━━ Data for processing ━━
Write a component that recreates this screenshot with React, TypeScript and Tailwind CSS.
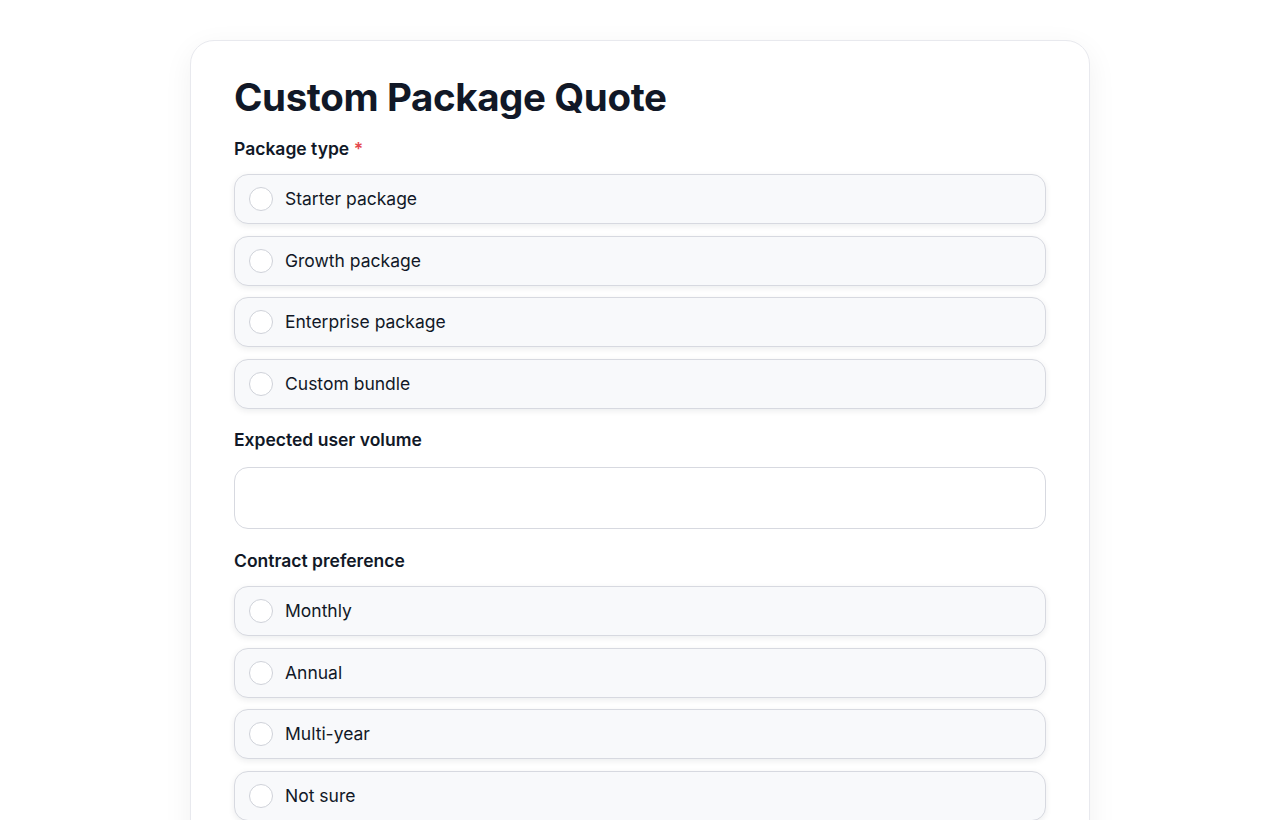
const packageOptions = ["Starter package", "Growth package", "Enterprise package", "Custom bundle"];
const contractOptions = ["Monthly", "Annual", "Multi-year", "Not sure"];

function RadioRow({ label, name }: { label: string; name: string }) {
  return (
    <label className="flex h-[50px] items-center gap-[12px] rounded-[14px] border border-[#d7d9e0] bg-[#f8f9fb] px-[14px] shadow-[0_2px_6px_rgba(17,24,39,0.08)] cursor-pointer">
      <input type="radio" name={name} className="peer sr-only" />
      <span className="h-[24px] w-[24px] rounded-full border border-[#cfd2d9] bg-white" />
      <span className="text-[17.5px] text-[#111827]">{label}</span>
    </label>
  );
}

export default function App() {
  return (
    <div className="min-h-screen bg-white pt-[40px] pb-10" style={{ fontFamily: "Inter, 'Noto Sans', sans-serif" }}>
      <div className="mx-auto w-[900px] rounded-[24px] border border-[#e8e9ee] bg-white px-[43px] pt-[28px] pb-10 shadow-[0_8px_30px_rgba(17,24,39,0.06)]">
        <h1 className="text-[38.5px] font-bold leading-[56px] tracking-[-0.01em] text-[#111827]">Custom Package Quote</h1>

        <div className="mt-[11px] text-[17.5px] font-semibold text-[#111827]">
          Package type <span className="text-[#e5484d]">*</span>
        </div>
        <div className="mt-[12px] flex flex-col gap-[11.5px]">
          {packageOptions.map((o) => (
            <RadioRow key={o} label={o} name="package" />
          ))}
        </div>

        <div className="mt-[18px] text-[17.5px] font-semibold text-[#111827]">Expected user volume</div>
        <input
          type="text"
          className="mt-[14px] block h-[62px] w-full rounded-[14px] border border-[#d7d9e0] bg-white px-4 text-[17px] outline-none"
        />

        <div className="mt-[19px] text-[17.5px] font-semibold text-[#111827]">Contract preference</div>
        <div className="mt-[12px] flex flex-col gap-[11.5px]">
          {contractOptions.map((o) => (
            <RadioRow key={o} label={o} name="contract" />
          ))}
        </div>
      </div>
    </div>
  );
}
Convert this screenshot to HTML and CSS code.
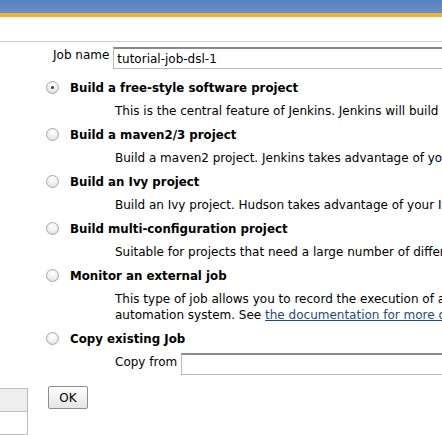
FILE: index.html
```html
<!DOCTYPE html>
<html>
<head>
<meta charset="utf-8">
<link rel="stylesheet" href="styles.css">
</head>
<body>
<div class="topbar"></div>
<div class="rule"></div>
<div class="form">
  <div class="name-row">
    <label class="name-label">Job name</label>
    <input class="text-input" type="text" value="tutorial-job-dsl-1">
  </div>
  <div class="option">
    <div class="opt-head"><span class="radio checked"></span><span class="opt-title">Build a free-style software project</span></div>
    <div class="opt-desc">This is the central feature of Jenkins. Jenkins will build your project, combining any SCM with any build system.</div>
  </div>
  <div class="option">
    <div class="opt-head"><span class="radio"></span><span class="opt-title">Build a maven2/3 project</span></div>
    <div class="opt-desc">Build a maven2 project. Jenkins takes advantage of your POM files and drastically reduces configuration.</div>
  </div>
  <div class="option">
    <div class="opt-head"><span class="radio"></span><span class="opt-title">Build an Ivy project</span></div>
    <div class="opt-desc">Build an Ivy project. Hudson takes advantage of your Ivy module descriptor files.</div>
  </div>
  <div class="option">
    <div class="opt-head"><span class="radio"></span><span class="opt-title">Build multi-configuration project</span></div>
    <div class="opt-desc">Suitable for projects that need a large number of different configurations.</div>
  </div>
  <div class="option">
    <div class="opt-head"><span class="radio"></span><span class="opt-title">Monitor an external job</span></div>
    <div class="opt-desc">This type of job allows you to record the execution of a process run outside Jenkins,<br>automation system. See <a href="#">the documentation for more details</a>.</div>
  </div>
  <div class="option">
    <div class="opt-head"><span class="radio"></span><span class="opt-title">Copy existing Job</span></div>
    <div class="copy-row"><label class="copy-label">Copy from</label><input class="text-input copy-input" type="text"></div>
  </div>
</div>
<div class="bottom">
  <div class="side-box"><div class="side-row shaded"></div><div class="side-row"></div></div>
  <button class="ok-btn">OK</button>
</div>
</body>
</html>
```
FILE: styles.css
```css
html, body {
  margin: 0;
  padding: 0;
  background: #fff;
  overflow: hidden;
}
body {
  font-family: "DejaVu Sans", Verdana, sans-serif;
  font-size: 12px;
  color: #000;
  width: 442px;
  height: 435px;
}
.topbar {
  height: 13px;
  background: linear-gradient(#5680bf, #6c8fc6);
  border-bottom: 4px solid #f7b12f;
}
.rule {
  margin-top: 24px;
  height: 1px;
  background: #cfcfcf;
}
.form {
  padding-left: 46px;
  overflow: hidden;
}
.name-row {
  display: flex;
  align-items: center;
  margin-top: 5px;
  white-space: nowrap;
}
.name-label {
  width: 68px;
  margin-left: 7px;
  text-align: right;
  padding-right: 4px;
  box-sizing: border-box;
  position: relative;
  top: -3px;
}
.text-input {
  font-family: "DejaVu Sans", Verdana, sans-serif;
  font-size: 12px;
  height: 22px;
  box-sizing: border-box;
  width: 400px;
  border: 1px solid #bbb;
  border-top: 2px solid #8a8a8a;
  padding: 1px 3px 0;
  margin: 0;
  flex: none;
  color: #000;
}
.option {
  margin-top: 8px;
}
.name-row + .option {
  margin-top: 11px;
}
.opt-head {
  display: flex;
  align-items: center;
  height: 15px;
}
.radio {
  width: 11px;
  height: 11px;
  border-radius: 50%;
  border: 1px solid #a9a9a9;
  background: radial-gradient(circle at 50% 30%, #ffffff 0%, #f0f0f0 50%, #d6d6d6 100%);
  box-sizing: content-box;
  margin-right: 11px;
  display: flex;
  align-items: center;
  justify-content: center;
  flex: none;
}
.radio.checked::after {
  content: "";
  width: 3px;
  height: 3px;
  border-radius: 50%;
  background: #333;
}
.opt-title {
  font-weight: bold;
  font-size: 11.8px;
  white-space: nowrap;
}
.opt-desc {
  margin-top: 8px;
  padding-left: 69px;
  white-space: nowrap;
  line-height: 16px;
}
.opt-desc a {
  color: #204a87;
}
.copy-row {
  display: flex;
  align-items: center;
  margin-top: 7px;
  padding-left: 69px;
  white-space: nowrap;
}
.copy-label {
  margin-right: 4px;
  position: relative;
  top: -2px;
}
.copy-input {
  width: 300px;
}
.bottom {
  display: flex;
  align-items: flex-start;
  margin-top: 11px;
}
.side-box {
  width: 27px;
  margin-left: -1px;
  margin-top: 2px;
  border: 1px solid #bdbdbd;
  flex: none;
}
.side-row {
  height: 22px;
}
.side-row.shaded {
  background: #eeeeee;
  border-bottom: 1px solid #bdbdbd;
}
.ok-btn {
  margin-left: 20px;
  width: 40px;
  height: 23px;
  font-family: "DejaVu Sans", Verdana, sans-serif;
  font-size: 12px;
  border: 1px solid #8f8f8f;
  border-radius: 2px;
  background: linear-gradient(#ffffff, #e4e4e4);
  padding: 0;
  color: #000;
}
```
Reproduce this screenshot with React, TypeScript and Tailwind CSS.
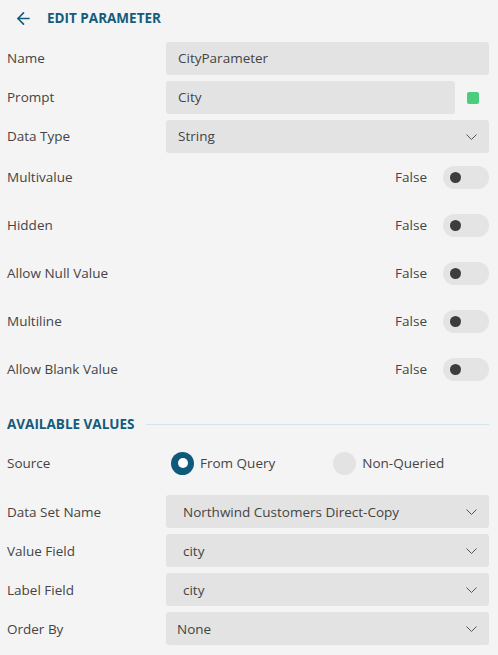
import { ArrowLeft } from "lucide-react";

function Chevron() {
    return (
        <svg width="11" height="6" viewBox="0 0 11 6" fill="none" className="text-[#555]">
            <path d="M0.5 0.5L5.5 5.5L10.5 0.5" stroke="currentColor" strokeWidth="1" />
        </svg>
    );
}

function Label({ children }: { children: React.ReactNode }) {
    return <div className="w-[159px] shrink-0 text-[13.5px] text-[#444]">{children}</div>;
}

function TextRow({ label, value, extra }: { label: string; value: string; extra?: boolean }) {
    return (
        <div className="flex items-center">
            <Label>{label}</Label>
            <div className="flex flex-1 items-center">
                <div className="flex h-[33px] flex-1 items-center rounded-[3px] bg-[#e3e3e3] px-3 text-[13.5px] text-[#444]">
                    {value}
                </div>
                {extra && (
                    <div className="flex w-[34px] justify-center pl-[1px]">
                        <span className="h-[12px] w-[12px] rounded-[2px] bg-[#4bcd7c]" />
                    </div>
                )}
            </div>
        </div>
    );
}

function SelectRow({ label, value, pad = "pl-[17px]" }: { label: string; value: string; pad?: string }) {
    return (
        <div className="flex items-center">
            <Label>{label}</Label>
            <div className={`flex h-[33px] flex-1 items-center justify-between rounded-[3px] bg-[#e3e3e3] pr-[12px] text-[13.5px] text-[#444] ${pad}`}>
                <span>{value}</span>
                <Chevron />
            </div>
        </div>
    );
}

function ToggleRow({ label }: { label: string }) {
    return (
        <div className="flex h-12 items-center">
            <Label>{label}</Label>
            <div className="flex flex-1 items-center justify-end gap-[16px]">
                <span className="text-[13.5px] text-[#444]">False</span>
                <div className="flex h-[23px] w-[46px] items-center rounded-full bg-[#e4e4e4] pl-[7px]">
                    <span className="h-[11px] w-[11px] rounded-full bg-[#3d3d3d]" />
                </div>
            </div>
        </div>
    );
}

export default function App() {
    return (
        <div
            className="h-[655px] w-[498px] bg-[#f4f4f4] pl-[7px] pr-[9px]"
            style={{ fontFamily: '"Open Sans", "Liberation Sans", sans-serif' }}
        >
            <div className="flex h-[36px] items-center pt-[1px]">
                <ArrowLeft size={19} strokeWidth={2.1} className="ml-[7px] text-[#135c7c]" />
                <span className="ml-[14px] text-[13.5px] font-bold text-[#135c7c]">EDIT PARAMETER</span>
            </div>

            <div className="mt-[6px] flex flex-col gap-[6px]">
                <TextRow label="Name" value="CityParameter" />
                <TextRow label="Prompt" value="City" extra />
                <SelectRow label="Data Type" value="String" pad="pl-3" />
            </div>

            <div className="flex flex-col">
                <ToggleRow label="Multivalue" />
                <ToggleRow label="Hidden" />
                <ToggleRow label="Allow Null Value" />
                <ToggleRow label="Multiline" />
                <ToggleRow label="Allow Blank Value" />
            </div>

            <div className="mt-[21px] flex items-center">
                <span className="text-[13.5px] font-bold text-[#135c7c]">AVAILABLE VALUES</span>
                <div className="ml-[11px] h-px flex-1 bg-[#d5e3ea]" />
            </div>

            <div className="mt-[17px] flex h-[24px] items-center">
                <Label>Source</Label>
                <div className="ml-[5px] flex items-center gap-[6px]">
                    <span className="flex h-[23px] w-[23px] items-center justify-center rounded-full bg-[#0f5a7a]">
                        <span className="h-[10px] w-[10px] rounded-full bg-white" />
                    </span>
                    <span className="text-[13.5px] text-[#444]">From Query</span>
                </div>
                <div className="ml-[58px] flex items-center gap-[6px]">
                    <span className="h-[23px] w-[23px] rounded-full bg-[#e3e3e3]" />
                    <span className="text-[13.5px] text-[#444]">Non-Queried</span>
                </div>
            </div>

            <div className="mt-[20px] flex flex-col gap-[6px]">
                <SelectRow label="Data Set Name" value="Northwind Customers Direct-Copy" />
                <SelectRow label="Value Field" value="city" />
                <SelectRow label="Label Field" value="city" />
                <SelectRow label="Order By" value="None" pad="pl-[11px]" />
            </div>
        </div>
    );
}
━━━
§ Objective: Search the entries for the word "with" and gather every line where it appears.

§ Written answer:
Write a component that recreates this screenshot with React, TypeScript and Tailwind CSS.
    <div class="opt-desc">This is the central feature of Jenkins. Jenkins will build your project, combining any SCM with any build system.</div>
Reproduce this screenshot with React, TypeScript and Tailwind CSS.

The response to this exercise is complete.